Selected Poems 1933-1980

Description

232 pages
Contains Bibliography, Index
$12.95
ISBN 0-7710-3117-3

Year

1985

Contributor

Edited by Robin Skelton
Translated by Robin Skelton
Reviewed by Robert Merrett

Robert Merrett was Professor of English at the University of Alberta.

Review

George Faludy’s poems testify to a life lived with passion and intellectual fervor in the face of political persecution and cultural hollowness. The auto-biographical image that his poems cumulatively present is that of a man confident in his virility and committed to political subversion. As lover and scholar he disclaims traditional morality. He often defines himself through sexual experience, occasionally regarding sexual excitement as consolation for political disappointment. His attitude towards women, partly because he so frequently objectifies their anatomy, is old-fashioned and sexist. It is with a certain irony that throughout his poems he employs sexual revelry to defy political and cultural complacencies.

Faludy also satirizes male sexual attitudes, as when he describes the bland nostalgia of a friend of Pontius Pilate who cannot imagine why the splendid prostitute he went with gave up her living to join Christ.

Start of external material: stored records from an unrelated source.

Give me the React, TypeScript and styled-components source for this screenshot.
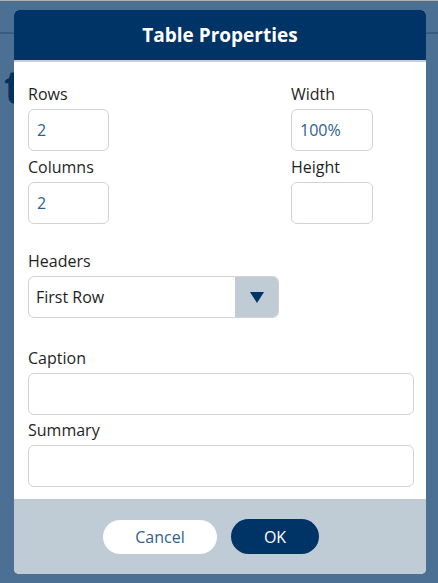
import styled, { createGlobalStyle } from "styled-components"

const Global = createGlobalStyle`
  html, body {
    margin: 0;
    padding: 0;
  }
  body {
    font-family: "Open Sans", "Noto Sans", sans-serif;
    background: #ffffff;
  }
  * { box-sizing: border-box; }
`

const Page = styled.div`
  position: relative;
  height: 583px;
  overflow: hidden;
  background: #ffffff;
  border-top: 1px solid #b0b0b0;
`

const TopBar = styled.div`
  height: 33px;
  border-bottom: 2px solid #c0c0c0;
`

const PageTitle = styled.h1`
  margin: 29px 0 0 4px;
  font-size: 46px;
  font-weight: 700;
  line-height: 1;
  color: #0b2e52;
`

const Backdrop = styled.div`
  position: absolute;
  inset: 0;
  background: rgba(0, 51, 102, 0.7);
`

const Dialog = styled.div`
  position: absolute;
  left: 14px;
  top: 9px;
  width: 412px;
  border-radius: 5px;
  overflow: hidden;
  background: #ffffff;
  display: flex;
  flex-direction: column;
`

const Header = styled.div`
  height: 52px;
  background: #003366;
  border-bottom: 2px solid #c3cfda;
  display: flex;
  align-items: center;
  justify-content: center;
  color: #ffffff;
  font-size: 19px;
  font-weight: 700;
`

const Body = styled.div`
  padding: 21px 12px 12px 14px;
  display: flex;
  flex-direction: column;
`

const TopGrid = styled.div`
  display: flex;
  justify-content: space-between;
  padding-right: 41px;
`

const Column = styled.div`
  display: flex;
  flex-direction: column;
`

const Field = styled.div<{ $gap?: number }>`
  display: flex;
  flex-direction: column;
  margin-top: ${(p) => p.$gap ?? 0}px;
`

const Label = styled.label`
  font-size: 16px;
  line-height: 22px;
  color: #1f1f1f;
  margin-bottom: 4px;
`

const TextInput = styled.input<{ $w?: number }>`
  width: ${(p) => (p.$w ? `${p.$w}px` : "100%")};
  height: 42px;
  border: 1.5px solid #d2d2d2;
  border-radius: 6px;
  padding: 0 8px;
  font-family: inherit;
  font-size: 16px;
  color: #2f5f8f;
  background: #ffffff;
  outline: none;
`

const Select = styled.div`
  width: 251px;
  height: 42px;
  border: 1.5px solid #d2d2d2;
  border-radius: 6px;
  display: flex;
  align-items: stretch;
  overflow: hidden;
`

const SelectValue = styled.div`
  flex: 1;
  display: flex;
  align-items: center;
  padding-left: 7px;
  font-size: 16px;
  color: #1e1e1e;
`

const SelectArrow = styled.div`
  width: 43px;
  background: #bfccd6;
  display: flex;
  align-items: center;
  justify-content: center;
`

const Footer = styled.div`
  height: 75px;
  background: #bfcbd5;
  display: flex;
  align-items: center;
  justify-content: center;
  gap: 14px;
  padding-right: 18px;
`

const Button = styled.button<{ $primary?: boolean }>`
  height: ${(p) => (p.$primary ? 35 : 34)}px;
  width: ${(p) => (p.$primary ? 88 : 114)}px;
  border: none;
  border-radius: 18px;
  font-family: inherit;
  font-size: 16px;
  background: ${(p) => (p.$primary ? "#003366" : "#ffffff")};
  color: ${(p) => (p.$primary ? "#ffffff" : "#2f5f8f")};
  cursor: pointer;
`

const App = () => {
  return (
    <>
      <Global />
      <Page>
        <TopBar />
        <PageTitle>t</PageTitle>
        <Backdrop />
        <Dialog>
          <Header>Table Properties</Header>
          <Body>
            <TopGrid>
              <Column>
                <Field>
                  <Label>Rows</Label>
                  <TextInput $w={81} defaultValue="2" />
                </Field>
                <Field $gap={5}>
                  <Label>Columns</Label>
                  <TextInput $w={81} defaultValue="2" />
                </Field>
              </Column>
              <Column>
                <Field>
                  <Label>Width</Label>
                  <TextInput $w={82} defaultValue="100%" />
                </Field>
                <Field $gap={5}>
                  <Label>Height</Label>
                  <TextInput $w={82} defaultValue="" />
                </Field>
              </Column>
            </TopGrid>
            <Field $gap={26}>
              <Label>Headers</Label>
              <Select>
                <SelectValue>First Row</SelectValue>
                <SelectArrow>
                  <svg width="14" height="11" viewBox="0 0 14 11">
                    <path d="M0 0 H14 L7 11 Z" fill="#003366" />
                  </svg>
                </SelectArrow>
              </Select>
            </Field>
            <Field $gap={29}>
              <Label>Caption</Label>
              <TextInput defaultValue="" />
            </Field>
            <Field $gap={4}>
              <Label>Summary</Label>
              <TextInput defaultValue="" />
            </Field>
          </Body>
          <Footer>
            <Button>Cancel</Button>
            <Button $primary>OK</Button>
          </Footer>
        </Dialog>
      </Page>
    </>
  )
}

export default App
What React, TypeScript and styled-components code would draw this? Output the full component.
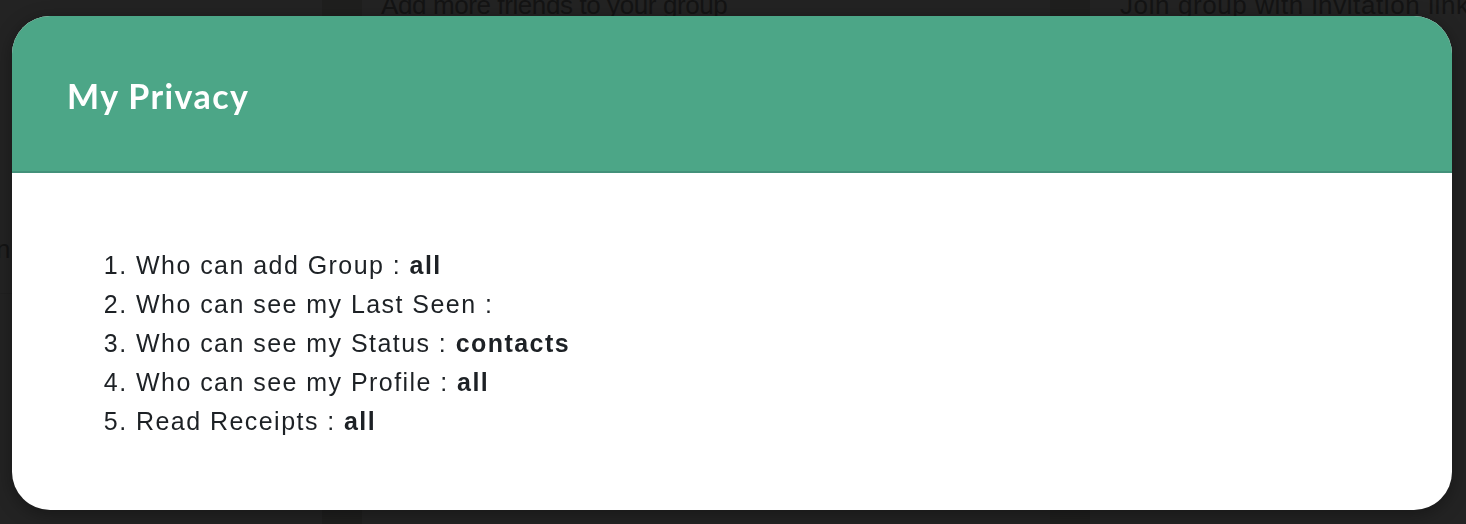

Not unexpectedly, he does not spare established male writers. In this volume he attacks Milton, Flaubert, and Sartre, among others. He much prefers artists who create from a sense of struggle and frustration. Hence, he impersonates Michelangelo bitterly but creatively resenting the fact that his images do not reach through to the glory of God.

The way Faludy uses women sexually and poetically isnot always creative. In his Second World War poems, sex, rather than defying death, is dominated by it. Sex is administered to him rather than created by him.

The poems he wrote as a political prisoner after the war are moving but not deeply informed by sexual experience. They convey the split between active and passive sides of identity, and the loss of sympathetic imagination, pleasure in the past, and confidence in poetry. Speaking equally feelingly about the pure joy of being and the plausibility of suicide, Faludy testifies to the way meaningless cruelty destroys sexual expression and makes him think simplistically of women as either sexless or whorish. In these poems, the sexual imagery conveys political and cultural violation.

The poems about his dying wife are powerful and unsentimental. They confront death immediately and help the poet come to terms with his need for sexual gratification. A series of frank sonnets records his sexual fascination with a new partner, but his remarks about using sex to reach through to spirit are neither convincing nor carefully sustained.

Later poems effectively capture the alienation that comes from experiencing totalitarian force and capitalistic decadence. Faludy enjoys freedom in the west but resists its materialistic philosophy.

The most remarkable aspect of the later poems collected here is their contempt for North American consumerism and popular culture. However, despite his avowed concern for common people and the value of experiencing the difficulties of civilization, it is not clear that Faludy does more, finally if impressively, than retreat into books and rhetorical experience and into the self-contained world of passion.